Is that where we are? How high of an IQ score do you think it takes to be someone which reacts 'insulted' to most things which would help them ponder, realize, learn and grow? Because really, that is what people fight against: growing up, taking responsibility and thinking for themselves.
How high a score to continue being fearful simply for the sake of being fearful and perpetuate forward lie after lie?
Is that not what we have been doing, in one form another, for generations? Could this not have all been avoided by simply living to become better human beings rather than compete to have the 'best stuff'? When did we lose our humanity?
Perhaps it has to do, in part, with the intention and perception of life as we know it. What one often perceives can be far different than the reality. So what would be our intention if one perceives others intentions as counter? If one perceives that any of this is real or relevant to becoming better human beings, then what is the intention? Does an industry which feeds off of people's fears, have well intentions? Did I just personally insult every insurance agent out there? And there are many more examples to churn through such as health, which also has a firm base in fear.
So who do I become in this soup of lies and deceit which is multi-generational and increasingly pervasive? That would be totally up to me. It is my choice to accept any of this and play along with it in any way. It is my choice to go to institutions (ha) of higher learning for so many differing reasons even if most root back to fear.
It is my choice to not grow (up).
Now guess what, we can also choose to release ourselves. We must first choose to be honest with our selves and choose not to fall into self-pity. We must choose to accept our own culpability and realize our responsibility in ceasing to perpetuate it forward. We must see ourselves as the retarded children of our 'system', which generations of 'nudging' has formed and demand of ourselves that we grow up; little by little, shedding the childish reactions which hinder our growth. Bit by bit we become better humans. And that is what it is to 'grow up'.
For only by becoming better human beings can we create a better human world.

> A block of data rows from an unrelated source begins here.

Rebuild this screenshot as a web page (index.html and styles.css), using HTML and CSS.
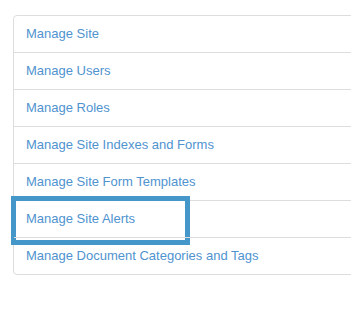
FILE: index.html
```html
<!DOCTYPE html>
<html lang="en">
  <head>
    <meta charset="UTF-8" />
    <title>Site Admin</title>
    <link rel="stylesheet" href="styles.css">
  </head>
  <body>
    <!-- Admin menu -->
    <div class="list-group">
      <a href="#" class="list-item">Manage Site</a>
      <a href="#" class="list-item">Manage Users</a>
      <a href="#" class="list-item">Manage Roles</a>
      <a href="#" class="list-item">Manage Site Indexes and Forms</a>
      <a href="#" class="list-item">Manage Site Form Templates</a>
      <a href="#" class="list-item highlighted">Manage Site Alerts</a>
      <a href="#" class="list-item">Manage Document Categories and Tags</a>
    </div>
  </body>
</html>
```

FILE: styles.css
```css
body {
  margin: 0;
  padding: 15px 0 0 13px;
  background: #fff;
  font-family: "Liberation Sans", Arial, sans-serif;
  font-size: 13px;
  overflow: hidden;
}

.list-group {
  display: flex;
  flex-direction: column;
  margin-right: -10px; /* list runs on past the right edge */
  border: 1px solid #dddddd;
  border-radius: 4px;
}

.list-item {
  position: relative;
  display: block;
  padding: 8px 12px;
  line-height: 20px;
  color: #4f93cf;
  text-decoration: none;
  border-top: 1px solid #dddddd;
}
.list-item:first-child {
  border-top: none;
}

/* callout box drawn over the row */
.highlighted::after {
  content: "";
  position: absolute;
  left: -3px;
  top: -5px;
  width: 169px;
  height: 39px;
  border: 5px solid #4596c9;
}
```
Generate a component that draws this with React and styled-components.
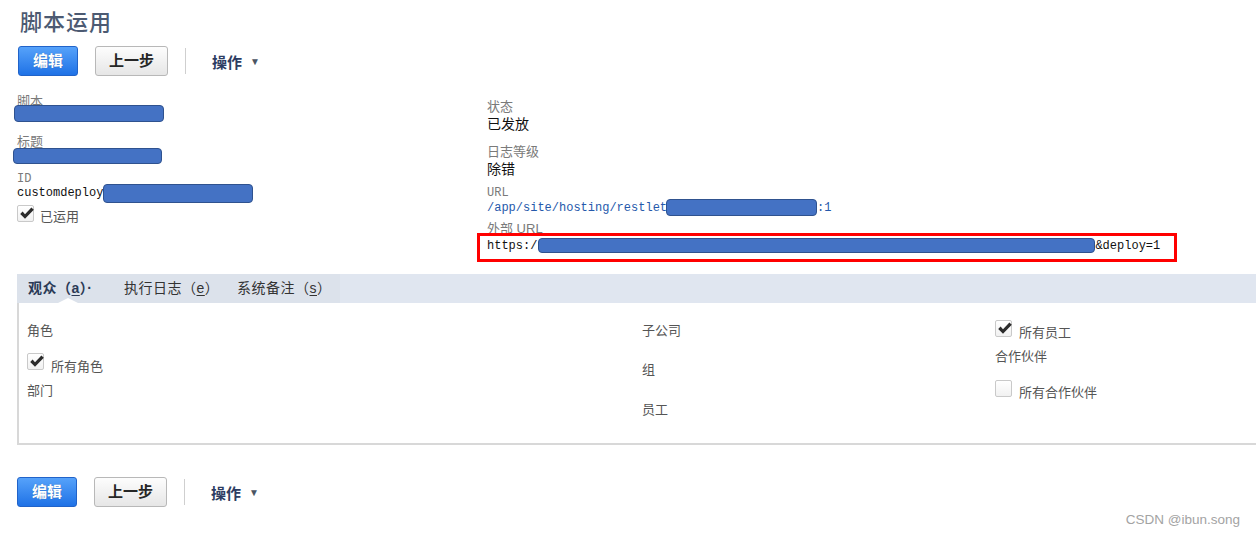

Here's hoping it is not too late.
1 comment:
well stated. What you say about perception often being far from reality, I continue to analyse conversations (no, in reality they are text messages, they are not conversations) with my alienated daughter. In one particular text her reply to whatever I said was, 'It doesn't matter who you really are, what matters is my perception of you."
Well, at the very onset of what I call the crisis of 2020, I came down hard on the freedom side, and she came down on the 'I'm vaxed why aren't you fuckin' fucks?' Literally, one of her posts on FB that I saw by stalking with another name (as I am blocked).
It breaks my heart to be texted that I am to have no part in her life, or her newly born son's life, and I know there's a lesson for me in this continual awareness of the crisis within a crisis, the destruction of the family unit. I'm Juanita Bumby, I was on the Morelia freedom cell before and during the greater reset and communicated then and I was just looking for something to read and saw your blog in my reading list, so, hey, hope you're doing well. I left rural Michoacan and drove back to the USA in April. No longer looking for community, and like they used to say of a lover, they show up when you least expect it, if you're not looking for it.